* _To do_:
Return each line of the data below exactly, omitting any pictures.

* _Material_:
----

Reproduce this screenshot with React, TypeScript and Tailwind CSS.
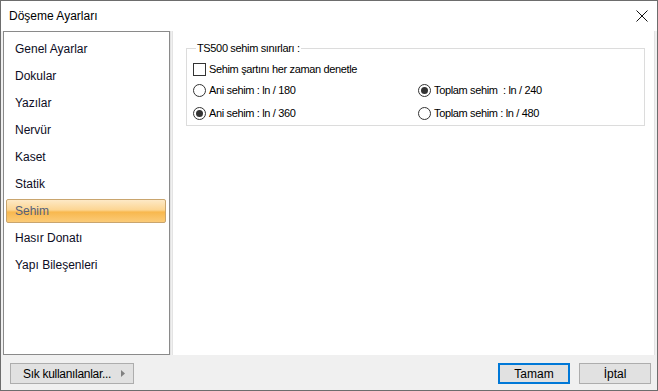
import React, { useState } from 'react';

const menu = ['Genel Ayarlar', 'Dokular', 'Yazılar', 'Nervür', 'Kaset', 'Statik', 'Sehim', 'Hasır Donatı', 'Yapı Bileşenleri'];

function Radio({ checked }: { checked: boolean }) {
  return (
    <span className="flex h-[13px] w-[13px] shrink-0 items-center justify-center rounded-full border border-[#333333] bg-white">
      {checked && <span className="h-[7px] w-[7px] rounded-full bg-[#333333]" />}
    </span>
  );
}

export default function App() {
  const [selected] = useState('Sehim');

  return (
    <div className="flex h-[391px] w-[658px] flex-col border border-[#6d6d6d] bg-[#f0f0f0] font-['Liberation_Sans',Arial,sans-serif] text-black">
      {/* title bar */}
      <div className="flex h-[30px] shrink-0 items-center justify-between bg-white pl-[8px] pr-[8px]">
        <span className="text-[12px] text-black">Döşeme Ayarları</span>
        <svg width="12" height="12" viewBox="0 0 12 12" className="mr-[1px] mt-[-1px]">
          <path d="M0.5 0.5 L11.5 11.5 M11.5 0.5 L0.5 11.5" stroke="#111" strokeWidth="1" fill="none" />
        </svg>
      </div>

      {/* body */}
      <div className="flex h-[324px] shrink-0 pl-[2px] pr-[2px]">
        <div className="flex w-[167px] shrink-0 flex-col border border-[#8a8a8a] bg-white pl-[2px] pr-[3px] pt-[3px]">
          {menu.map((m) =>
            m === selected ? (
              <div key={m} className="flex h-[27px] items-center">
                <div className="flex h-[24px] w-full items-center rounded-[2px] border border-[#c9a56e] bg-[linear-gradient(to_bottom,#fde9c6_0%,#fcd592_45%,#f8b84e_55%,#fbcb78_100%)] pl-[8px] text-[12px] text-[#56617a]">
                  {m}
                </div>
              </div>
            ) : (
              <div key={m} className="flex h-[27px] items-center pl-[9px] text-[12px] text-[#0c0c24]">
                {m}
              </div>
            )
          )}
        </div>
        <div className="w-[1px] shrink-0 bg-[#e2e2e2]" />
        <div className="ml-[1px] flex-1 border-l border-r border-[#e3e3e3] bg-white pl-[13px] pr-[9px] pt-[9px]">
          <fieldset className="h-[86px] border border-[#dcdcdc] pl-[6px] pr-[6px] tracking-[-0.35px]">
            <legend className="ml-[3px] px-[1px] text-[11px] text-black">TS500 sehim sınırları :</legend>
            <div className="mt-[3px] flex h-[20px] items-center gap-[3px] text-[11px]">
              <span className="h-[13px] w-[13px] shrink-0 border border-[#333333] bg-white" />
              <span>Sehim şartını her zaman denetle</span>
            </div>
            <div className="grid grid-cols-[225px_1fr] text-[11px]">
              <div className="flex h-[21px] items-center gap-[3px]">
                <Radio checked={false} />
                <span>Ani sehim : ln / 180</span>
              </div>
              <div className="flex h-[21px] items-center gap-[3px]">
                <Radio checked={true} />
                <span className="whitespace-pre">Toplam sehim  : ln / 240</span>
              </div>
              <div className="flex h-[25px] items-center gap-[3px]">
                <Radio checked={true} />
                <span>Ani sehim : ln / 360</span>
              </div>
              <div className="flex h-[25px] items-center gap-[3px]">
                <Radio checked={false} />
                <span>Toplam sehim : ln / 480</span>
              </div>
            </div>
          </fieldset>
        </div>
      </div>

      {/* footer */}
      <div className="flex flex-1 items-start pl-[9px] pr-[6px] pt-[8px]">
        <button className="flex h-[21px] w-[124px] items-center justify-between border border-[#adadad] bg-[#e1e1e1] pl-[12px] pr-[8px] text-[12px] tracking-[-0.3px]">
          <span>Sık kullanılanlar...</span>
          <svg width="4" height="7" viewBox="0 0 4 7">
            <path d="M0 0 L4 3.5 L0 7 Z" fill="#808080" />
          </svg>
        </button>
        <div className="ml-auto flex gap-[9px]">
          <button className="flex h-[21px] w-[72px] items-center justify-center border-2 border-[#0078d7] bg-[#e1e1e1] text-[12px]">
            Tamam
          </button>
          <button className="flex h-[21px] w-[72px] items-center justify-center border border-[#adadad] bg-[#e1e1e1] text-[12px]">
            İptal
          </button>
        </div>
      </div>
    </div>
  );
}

----

* _Exercise answer_:
Reproduce this screenshot with React, TypeScript and Tailwind CSS.
import React, { useState } from 'react';

const menu = ['Genel Ayarlar', 'Dokular', 'Yazılar', 'Nervür', 'Kaset', 'Statik', 'Sehim', 'Hasır Donatı', 'Yapı Bileşenleri'];

function Radio({ checked }: { checked: boolean }) {
  return (
    <span className="flex h-[13px] w-[13px] shrink-0 items-center justify-center rounded-full border border-[#333333] bg-white">
      {checked && <span className="h-[7px] w-[7px] rounded-full bg-[#333333]" />}
    </span>
  );
}

export default function App() {
  const [selected] = useState('Sehim');

  return (
    <div className="flex h-[391px] w-[658px] flex-col border border-[#6d6d6d] bg-[#f0f0f0] font-['Liberation_Sans',Arial,sans-serif] text-black">
      {/* title bar */}
      <div className="flex h-[30px] shrink-0 items-center justify-between bg-white pl-[8px] pr-[8px]">
        <span className="text-[12px] text-black">Döşeme Ayarları</span>
        <svg width="12" height="12" viewBox="0 0 12 12" className="mr-[1px] mt-[-1px]">
          <path d="M0.5 0.5 L11.5 11.5 M11.5 0.5 L0.5 11.5" stroke="#111" strokeWidth="1" fill="none" />
        </svg>
      </div>

      {/* body */}
      <div className="flex h-[324px] shrink-0 pl-[2px] pr-[2px]">
        <div className="flex w-[167px] shrink-0 flex-col border border-[#8a8a8a] bg-white pl-[2px] pr-[3px] pt-[3px]">
          {menu.map((m) =>
            m === selected ? (
              <div key={m} className="flex h-[27px] items-center">
                <div className="flex h-[24px] w-full items-center rounded-[2px] border border-[#c9a56e] bg-[linear-gradient(to_bottom,#fde9c6_0%,#fcd592_45%,#f8b84e_55%,#fbcb78_100%)] pl-[8px] text-[12px] text-[#56617a]">
                  {m}
                </div>
              </div>
            ) : (
              <div key={m} className="flex h-[27px] items-center pl-[9px] text-[12px] text-[#0c0c24]">
                {m}
              </div>
            )
          )}
        </div>
        <div className="w-[1px] shrink-0 bg-[#e2e2e2]" />
        <div className="ml-[1px] flex-1 border-l border-r border-[#e3e3e3] bg-white pl-[13px] pr-[9px] pt-[9px]">
          <fieldset className="h-[86px] border border-[#dcdcdc] pl-[6px] pr-[6px] tracking-[-0.35px]">
            <legend className="ml-[3px] px-[1px] text-[11px] text-black">TS500 sehim sınırları :</legend>
            <div className="mt-[3px] flex h-[20px] items-center gap-[3px] text-[11px]">
              <span className="h-[13px] w-[13px] shrink-0 border border-[#333333] bg-white" />
              <span>Sehim şartını her zaman denetle</span>
            </div>
            <div className="grid grid-cols-[225px_1fr] text-[11px]">
              <div className="flex h-[21px] items-center gap-[3px]">
                <Radio checked={false} />
                <span>Ani sehim : ln / 180</span>
              </div>
              <div className="flex h-[21px] items-center gap-[3px]">
                <Radio checked={true} />
                <span className="whitespace-pre">Toplam sehim  : ln / 240</span>
              </div>
              <div className="flex h-[25px] items-center gap-[3px]">
                <Radio checked={true} />
                <span>Ani sehim : ln / 360</span>
              </div>
              <div className="flex h-[25px] items-center gap-[3px]">
                <Radio checked={false} />
                <span>Toplam sehim : ln / 480</span>
              </div>
            </div>
          </fieldset>
        </div>
      </div>

      {/* footer */}
      <div className="flex flex-1 items-start pl-[9px] pr-[6px] pt-[8px]">
        <button className="flex h-[21px] w-[124px] items-center justify-between border border-[#adadad] bg-[#e1e1e1] pl-[12px] pr-[8px] text-[12px] tracking-[-0.3px]">
          <span>Sık kullanılanlar...</span>
          <svg width="4" height="7" viewBox="0 0 4 7">
            <path d="M0 0 L4 3.5 L0 7 Z" fill="#808080" />
          </svg>
        </button>
        <div className="ml-auto flex gap-[9px]">
          <button className="flex h-[21px] w-[72px] items-center justify-center border-2 border-[#0078d7] bg-[#e1e1e1] text-[12px]">
            Tamam
          </button>
          <button className="flex h-[21px] w-[72px] items-center justify-center border border-[#adadad] bg-[#e1e1e1] text-[12px]">
            İptal
          </button>
        </div>
      </div>
    </div>
  );
}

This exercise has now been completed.